--- START OF Source material ---

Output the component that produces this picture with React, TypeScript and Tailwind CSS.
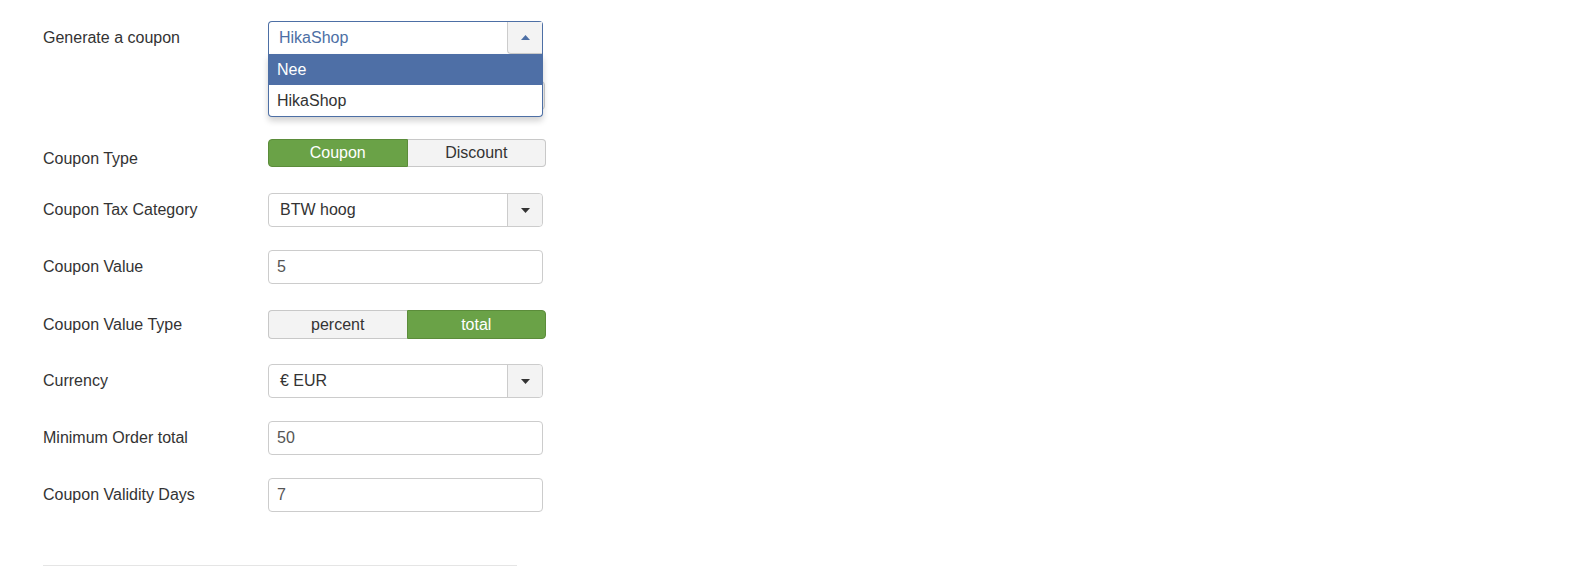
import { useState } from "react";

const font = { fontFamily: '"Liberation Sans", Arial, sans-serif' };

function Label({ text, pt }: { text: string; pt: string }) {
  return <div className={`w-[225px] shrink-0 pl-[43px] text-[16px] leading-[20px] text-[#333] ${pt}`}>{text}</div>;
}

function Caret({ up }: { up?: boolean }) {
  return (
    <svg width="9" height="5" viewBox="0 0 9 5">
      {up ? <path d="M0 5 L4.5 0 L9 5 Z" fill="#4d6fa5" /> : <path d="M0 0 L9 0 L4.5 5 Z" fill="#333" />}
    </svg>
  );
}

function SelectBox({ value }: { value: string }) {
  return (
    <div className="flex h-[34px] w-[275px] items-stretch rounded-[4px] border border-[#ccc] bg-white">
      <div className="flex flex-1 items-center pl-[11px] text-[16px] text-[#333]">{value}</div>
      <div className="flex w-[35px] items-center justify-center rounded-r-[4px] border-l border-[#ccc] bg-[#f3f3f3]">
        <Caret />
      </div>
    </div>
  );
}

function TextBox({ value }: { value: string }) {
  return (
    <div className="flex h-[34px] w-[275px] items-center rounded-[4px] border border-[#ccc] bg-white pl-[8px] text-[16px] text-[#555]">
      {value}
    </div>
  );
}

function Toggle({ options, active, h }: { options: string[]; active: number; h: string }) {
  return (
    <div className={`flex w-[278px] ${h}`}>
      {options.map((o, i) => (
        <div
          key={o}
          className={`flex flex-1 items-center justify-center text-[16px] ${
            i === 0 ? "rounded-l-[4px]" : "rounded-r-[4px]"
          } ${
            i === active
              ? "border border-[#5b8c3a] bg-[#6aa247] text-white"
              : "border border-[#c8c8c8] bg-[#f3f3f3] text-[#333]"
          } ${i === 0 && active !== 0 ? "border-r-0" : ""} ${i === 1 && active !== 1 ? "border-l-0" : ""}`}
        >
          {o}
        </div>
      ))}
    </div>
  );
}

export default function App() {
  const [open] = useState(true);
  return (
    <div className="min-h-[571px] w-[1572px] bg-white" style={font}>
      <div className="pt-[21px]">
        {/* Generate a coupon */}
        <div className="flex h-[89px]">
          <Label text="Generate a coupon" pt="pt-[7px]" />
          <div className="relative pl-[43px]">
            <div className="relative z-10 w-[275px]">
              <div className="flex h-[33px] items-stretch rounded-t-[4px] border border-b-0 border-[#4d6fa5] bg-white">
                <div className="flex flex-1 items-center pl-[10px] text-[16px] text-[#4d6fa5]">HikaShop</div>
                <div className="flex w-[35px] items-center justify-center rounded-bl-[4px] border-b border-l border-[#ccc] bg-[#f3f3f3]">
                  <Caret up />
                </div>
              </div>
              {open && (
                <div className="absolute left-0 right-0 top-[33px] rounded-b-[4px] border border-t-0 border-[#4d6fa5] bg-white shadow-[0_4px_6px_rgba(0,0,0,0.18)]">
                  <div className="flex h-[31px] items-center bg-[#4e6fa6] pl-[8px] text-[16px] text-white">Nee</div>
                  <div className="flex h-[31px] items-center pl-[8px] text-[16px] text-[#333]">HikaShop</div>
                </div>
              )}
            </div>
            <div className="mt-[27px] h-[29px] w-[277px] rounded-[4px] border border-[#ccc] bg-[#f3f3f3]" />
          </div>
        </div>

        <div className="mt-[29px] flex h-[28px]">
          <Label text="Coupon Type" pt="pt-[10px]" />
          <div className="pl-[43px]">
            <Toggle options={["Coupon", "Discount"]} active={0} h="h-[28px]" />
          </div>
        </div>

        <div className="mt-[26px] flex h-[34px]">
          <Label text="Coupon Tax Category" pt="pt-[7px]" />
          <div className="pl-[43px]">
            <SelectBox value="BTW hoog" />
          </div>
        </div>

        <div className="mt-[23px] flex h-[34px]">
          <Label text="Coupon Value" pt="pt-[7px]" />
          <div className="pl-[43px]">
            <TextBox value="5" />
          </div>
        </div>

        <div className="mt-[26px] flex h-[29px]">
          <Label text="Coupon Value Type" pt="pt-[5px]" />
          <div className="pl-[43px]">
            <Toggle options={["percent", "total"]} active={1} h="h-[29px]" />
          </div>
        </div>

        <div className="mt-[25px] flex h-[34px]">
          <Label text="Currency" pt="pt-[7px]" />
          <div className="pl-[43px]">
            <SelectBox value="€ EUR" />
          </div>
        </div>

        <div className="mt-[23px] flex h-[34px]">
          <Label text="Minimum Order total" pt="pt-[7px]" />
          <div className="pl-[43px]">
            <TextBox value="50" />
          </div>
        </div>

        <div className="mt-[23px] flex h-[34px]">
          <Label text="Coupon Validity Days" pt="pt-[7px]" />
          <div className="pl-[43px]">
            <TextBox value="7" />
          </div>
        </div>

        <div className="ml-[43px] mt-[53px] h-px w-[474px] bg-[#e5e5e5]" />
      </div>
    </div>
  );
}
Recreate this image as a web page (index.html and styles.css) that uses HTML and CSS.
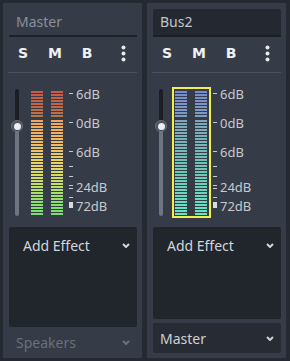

--- END OF Source material ---

## What the exercise asks
Set down the material above as is, without any pictures.

## Full response
Output the component that produces this picture with React, TypeScript and Tailwind CSS.
import { useState } from "react";

const font = { fontFamily: '"Liberation Sans", Arial, sans-serif' };

function Label({ text, pt }: { text: string; pt: string }) {
  return <div className={`w-[225px] shrink-0 pl-[43px] text-[16px] leading-[20px] text-[#333] ${pt}`}>{text}</div>;
}

function Caret({ up }: { up?: boolean }) {
  return (
    <svg width="9" height="5" viewBox="0 0 9 5">
      {up ? <path d="M0 5 L4.5 0 L9 5 Z" fill="#4d6fa5" /> : <path d="M0 0 L9 0 L4.5 5 Z" fill="#333" />}
    </svg>
  );
}

function SelectBox({ value }: { value: string }) {
  return (
    <div className="flex h-[34px] w-[275px] items-stretch rounded-[4px] border border-[#ccc] bg-white">
      <div className="flex flex-1 items-center pl-[11px] text-[16px] text-[#333]">{value}</div>
      <div className="flex w-[35px] items-center justify-center rounded-r-[4px] border-l border-[#ccc] bg-[#f3f3f3]">
        <Caret />
      </div>
    </div>
  );
}

function TextBox({ value }: { value: string }) {
  return (
    <div className="flex h-[34px] w-[275px] items-center rounded-[4px] border border-[#ccc] bg-white pl-[8px] text-[16px] text-[#555]">
      {value}
    </div>
  );
}

function Toggle({ options, active, h }: { options: string[]; active: number; h: string }) {
  return (
    <div className={`flex w-[278px] ${h}`}>
      {options.map((o, i) => (
        <div
          key={o}
          className={`flex flex-1 items-center justify-center text-[16px] ${
            i === 0 ? "rounded-l-[4px]" : "rounded-r-[4px]"
          } ${
            i === active
              ? "border border-[#5b8c3a] bg-[#6aa247] text-white"
              : "border border-[#c8c8c8] bg-[#f3f3f3] text-[#333]"
          } ${i === 0 && active !== 0 ? "border-r-0" : ""} ${i === 1 && active !== 1 ? "border-l-0" : ""}`}
        >
          {o}
        </div>
      ))}
    </div>
  );
}

export default function App() {
  const [open] = useState(true);
  return (
    <div className="min-h-[571px] w-[1572px] bg-white" style={font}>
      <div className="pt-[21px]">
        {/* Generate a coupon */}
        <div className="flex h-[89px]">
          <Label text="Generate a coupon" pt="pt-[7px]" />
          <div className="relative pl-[43px]">
            <div className="relative z-10 w-[275px]">
              <div className="flex h-[33px] items-stretch rounded-t-[4px] border border-b-0 border-[#4d6fa5] bg-white">
                <div className="flex flex-1 items-center pl-[10px] text-[16px] text-[#4d6fa5]">HikaShop</div>
                <div className="flex w-[35px] items-center justify-center rounded-bl-[4px] border-b border-l border-[#ccc] bg-[#f3f3f3]">
                  <Caret up />
                </div>
              </div>
              {open && (
                <div className="absolute left-0 right-0 top-[33px] rounded-b-[4px] border border-t-0 border-[#4d6fa5] bg-white shadow-[0_4px_6px_rgba(0,0,0,0.18)]">
                  <div className="flex h-[31px] items-center bg-[#4e6fa6] pl-[8px] text-[16px] text-white">Nee</div>
                  <div className="flex h-[31px] items-center pl-[8px] text-[16px] text-[#333]">HikaShop</div>
                </div>
              )}
            </div>
            <div className="mt-[27px] h-[29px] w-[277px] rounded-[4px] border border-[#ccc] bg-[#f3f3f3]" />
          </div>
        </div>

        <div className="mt-[29px] flex h-[28px]">
          <Label text="Coupon Type" pt="pt-[10px]" />
          <div className="pl-[43px]">
            <Toggle options={["Coupon", "Discount"]} active={0} h="h-[28px]" />
          </div>
        </div>

        <div className="mt-[26px] flex h-[34px]">
          <Label text="Coupon Tax Category" pt="pt-[7px]" />
          <div className="pl-[43px]">
            <SelectBox value="BTW hoog" />
          </div>
        </div>

        <div className="mt-[23px] flex h-[34px]">
          <Label text="Coupon Value" pt="pt-[7px]" />
          <div className="pl-[43px]">
            <TextBox value="5" />
          </div>
        </div>

        <div className="mt-[26px] flex h-[29px]">
          <Label text="Coupon Value Type" pt="pt-[5px]" />
          <div className="pl-[43px]">
            <Toggle options={["percent", "total"]} active={1} h="h-[29px]" />
          </div>
        </div>

        <div className="mt-[25px] flex h-[34px]">
          <Label text="Currency" pt="pt-[7px]" />
          <div className="pl-[43px]">
            <SelectBox value="€ EUR" />
          </div>
        </div>

        <div className="mt-[23px] flex h-[34px]">
          <Label text="Minimum Order total" pt="pt-[7px]" />
          <div className="pl-[43px]">
            <TextBox value="50" />
          </div>
        </div>

        <div className="mt-[23px] flex h-[34px]">
          <Label text="Coupon Validity Days" pt="pt-[7px]" />
          <div className="pl-[43px]">
            <TextBox value="7" />
          </div>
        </div>

        <div className="ml-[43px] mt-[53px] h-px w-[474px] bg-[#e5e5e5]" />
      </div>
    </div>
  );
}
Recreate this image as a web page (index.html and styles.css) that uses HTML and CSS.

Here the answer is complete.